Prime Minister Doug Ford?

It's sadly more than likely

When does a $11 billion corporate tax giveaway get classified as “tariff support”? 

When it’s proposed by Ontario Premier Doug Ford.

Legacy media, as part of their career-long obsession with appearing politically unbiased, do favours for him like this all the time, because they love people like Doug. He’s a classic “I’m sticking up for the little guy, too much government, lower taxes” conservative who doesn’t likely give a single solitary shit about the possibility of a trans kid playing basketball and would probably wince at the idea of sending immigrants to a foreign gulag. You might lose intellectual credibility by giving credit to Dougie, but you won’t lose your soul.

Moreover, he’s at least nominally affable. He comes to his bad conservative ideas honestly, as someone who might actually have a life outside of politics.

This matters because Doug Ford is almost certainly going to be the future, if not next, leader of the Conservative Party of Canada. Though the federal election is still weeks away, it’s Mark Carney’s to lose. And every person in the country is going to say the reason Poilievre lost, ultimately, is because he’s more a one-note attack dog than a leader, an ideological robot whose alpha male transformation only fooled the con base who were already knee-deep in the koolaid.

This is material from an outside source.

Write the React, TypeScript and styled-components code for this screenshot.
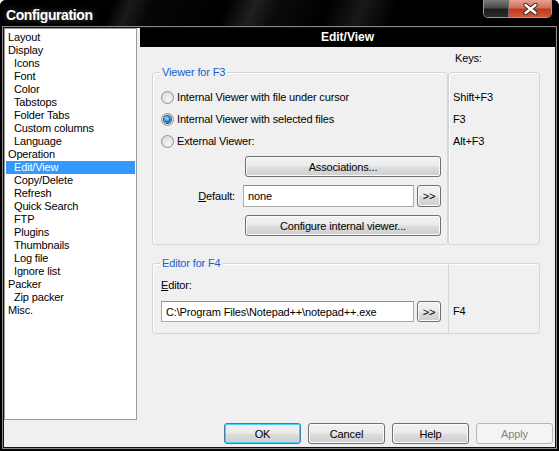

Meanwhile, Doug is laser focused on jobs jobs jobs. All about jobs. And after four years of Trump laying waste to the global economy, when people realize that even seasoned economists can’t halt the machinations of global commerce, they’ll see Doug talking about “too much nonsense in Ottawa,” and legacy media will write long love letters about Doug’s avoidance of “divisive issues” distasteful to most Canadians who just want to hear about jobs jobs jobs.

So I’m calling it now. In four years time, Doug Ford in a landslide. The only wildcard is whatever the NDP decide to do post Jagmeet.